Die demonstrativ eigenständige Außenpolitik von Sebastian Kurz birgt Risiken. Einerseits verstärkt er Erosionstendenzen innerhalb der EU. Auf der anderen Seite geht es auch um das Eigenverständnis Österreichs. Das Land im Herzen des Kontinents ist seit jeher ein Scharnier zwischen Nord und Süd, zwischen West und Ost. Dass sich die Österreicher doch eher als Westeuropäer sehen, zeigt ein Blick in die Geschichte: Der Erste Weltkrieg war für Wien vor allem ein Krieg gegen das Slawentum. Und noch vor wenigen Jahren war ein Wahlkampfschlager der deutschtümelnden FPÖ die Angst vor Kriminellen und billigen Arbeitskräften aus den östlichen Nachbarstaaten.
Doch wegen der Flüchtlingskrise vollzieht Sebastian Kurz die Volte: Der Außenminister schickt sich an, Österreich auf den Weg nach Osteuropa zu bringen. Auf die Unterstützung der EU-feindlichen FPÖ kann er sich verlassen.
Kurz' höflich geschniegeltes Auftreten, sein Alter von 30 Jahren, und auch seine politischen Aussagen kommen bei den Österreichern gut an. Kurz ist populärer als Bundeskanzler Christian Kern (SPÖ) und rangiert in Umfragen noch deutlicher vor FPÖ-Chef Strache. Allerdings gibt es eine massive Diskrepanz von Parteien und Frontleuten: Die ÖVP profitiert bislang nicht von Kurz' Beliebtheit. Sie dümpelt derzeit rund 15 Prozentpunkte hinter der FPÖ. Popularität einzelner Personen ist flüchtig, eine einzelne Affäre kann alles jäh zunichte machen.
Ein weiterer Aspekt in dem Interview ist interessant, denn es enthält eine offene Flanke von Kurz. Beim Gesprächseinstieg wird er auf die Grenzöffnung im Herbst 2015 angesprochen. Kurz will Merkel dafür nicht kritisieren, überhaupt: "Der Blick in die Vergangenheit und die Suche nach Schuldigen nützt ja nichts", sagt Kurz nicht ohne Eigensinn. Schließlich war es seine Regierung in Wien, die damals die Deutschen um Hilfe angerufen hat. Kurz, damals auch schon Außenminister, werkelte an jenem turbulenten 4. September 2015 an der Grenzöffnung mit, die er nun verdammt. Sein Beitrag: Gemeinsam mit seinem deutschen Amtskollegen Frank-Walter Steinmeier formulierte er einen Text, mit dem die Aufnahme der Flüchtlinge aus Ungarn offiziell bekannt gegeben wurde, schreibt die Zeit.

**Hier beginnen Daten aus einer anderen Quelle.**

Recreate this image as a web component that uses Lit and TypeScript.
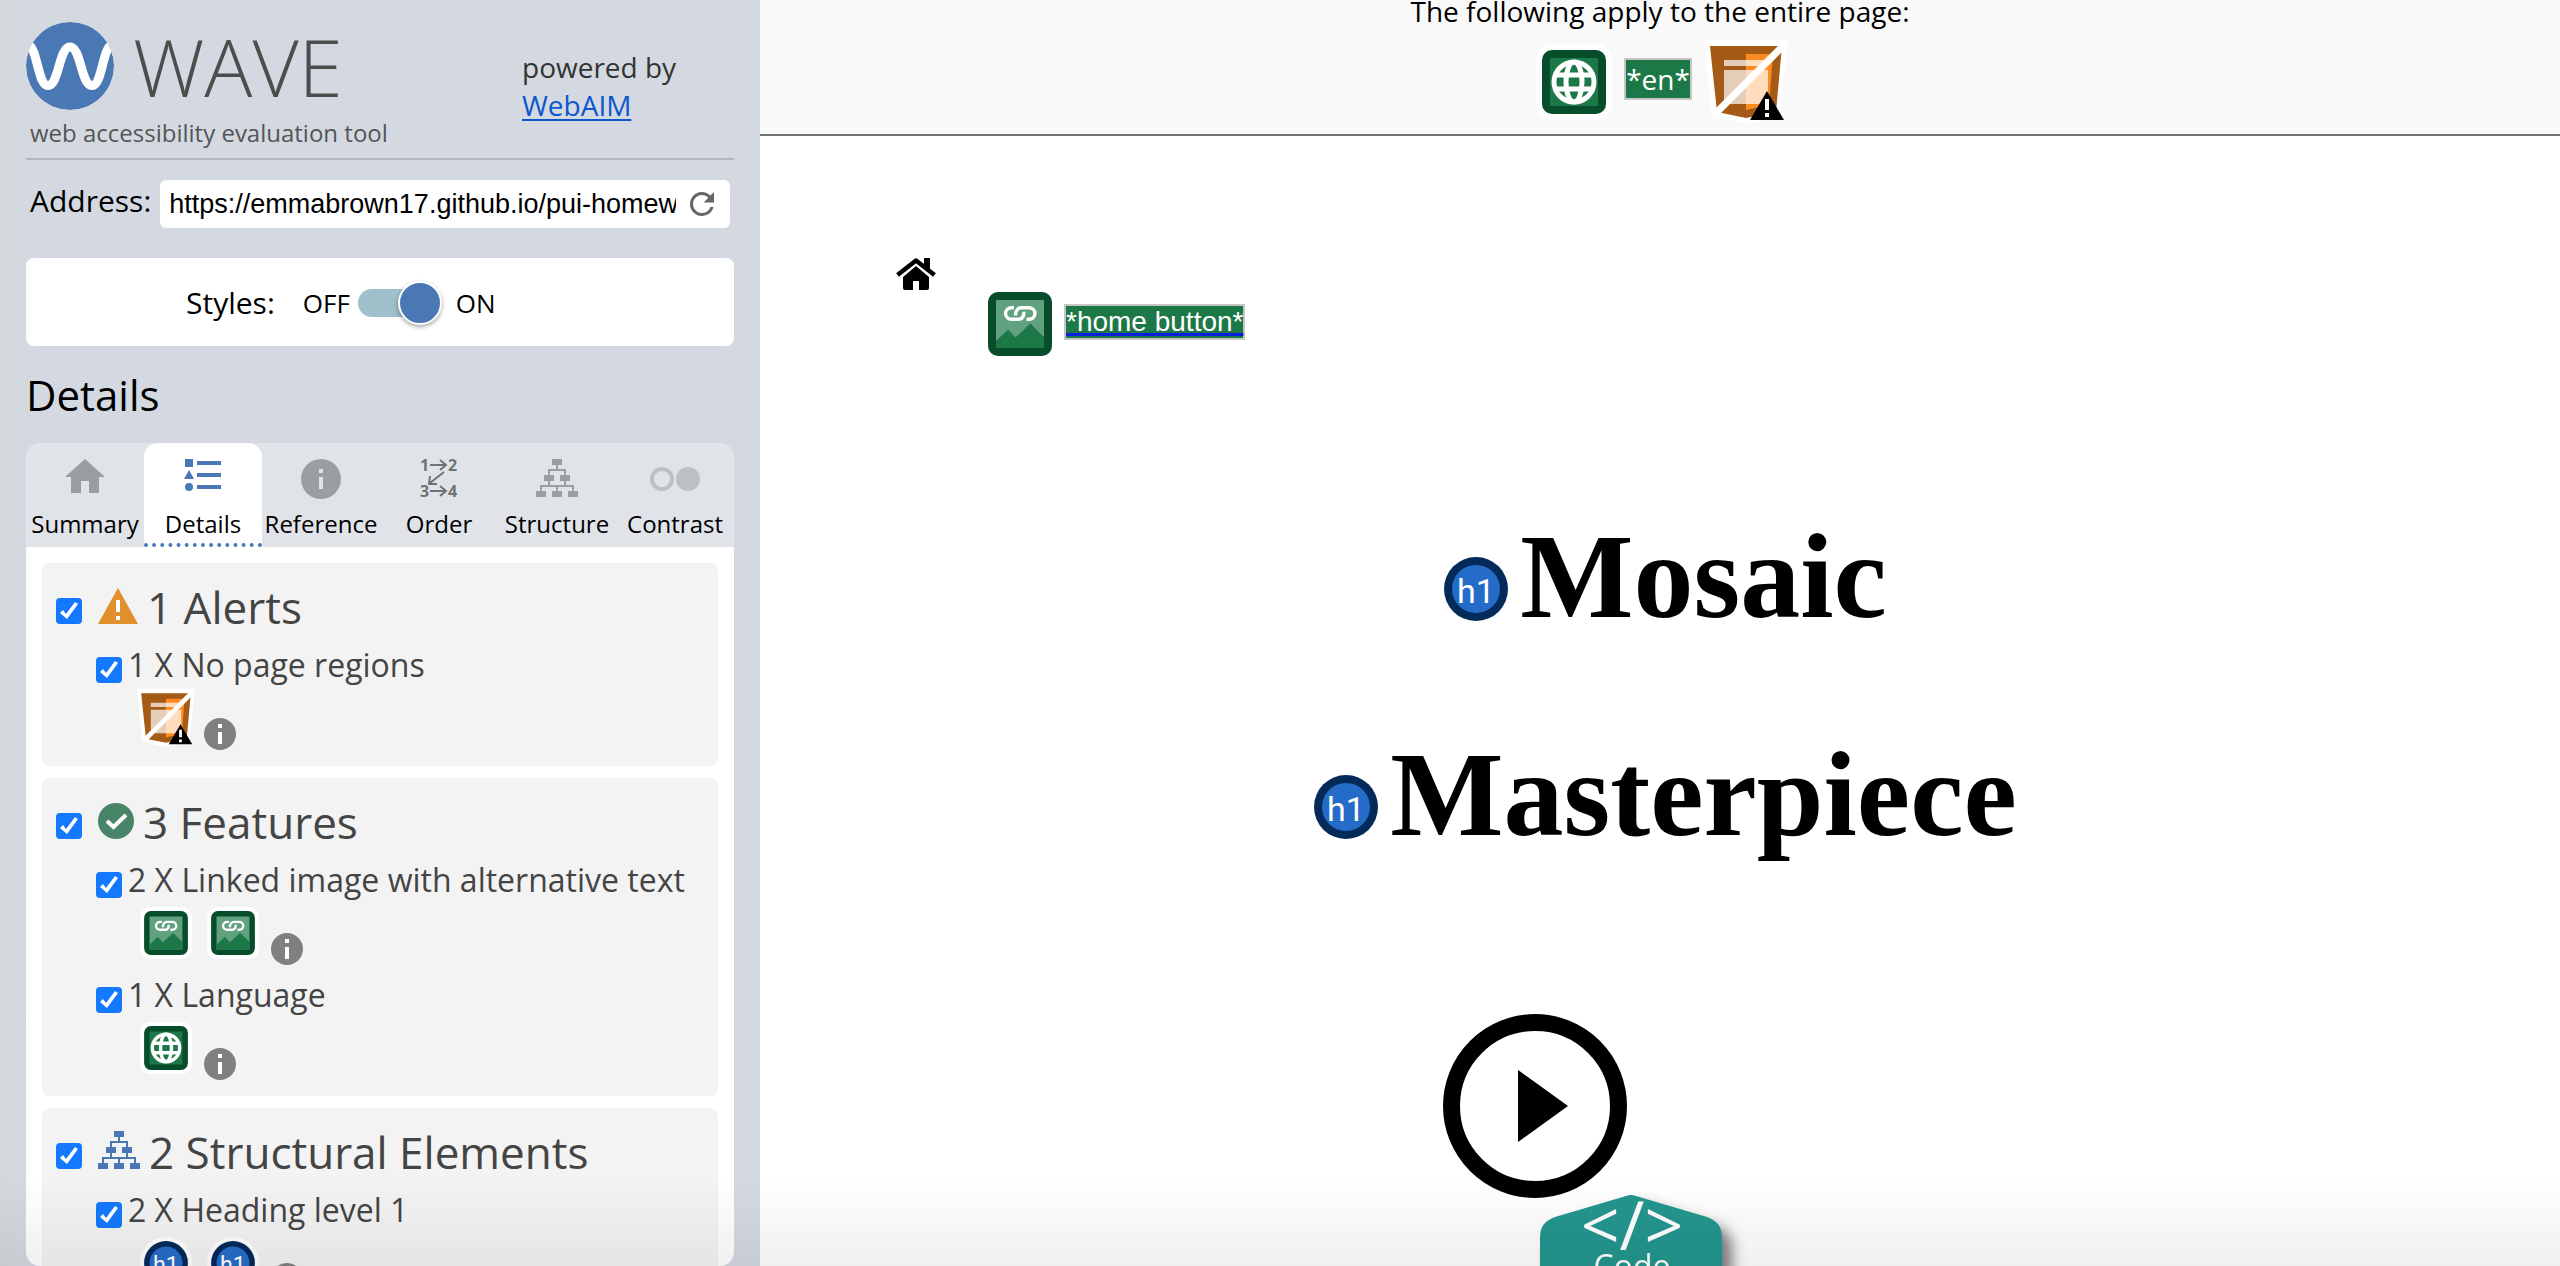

Der junge Polit-Star betreibt seinen Kurs also durchaus auch mit persönlichem Risiko. Kurz und seine ÖVP hoffen offensichtlich, dass die Popularität des Ministers doch noch auf seine Partei übergeht. Doch der Trend geht eher in Richtung Stagnation. Bleibt es bei den aktuellen politischen Kräfteverhältnissen in Österreich, könnte Kurz nicht als jüngster Regierungschef Österreichs in die Geschichte eingehen. Sondern als das Polittalent, das sein Land vom Westen entfremdet und Strache das Kanzleramt beschert hat.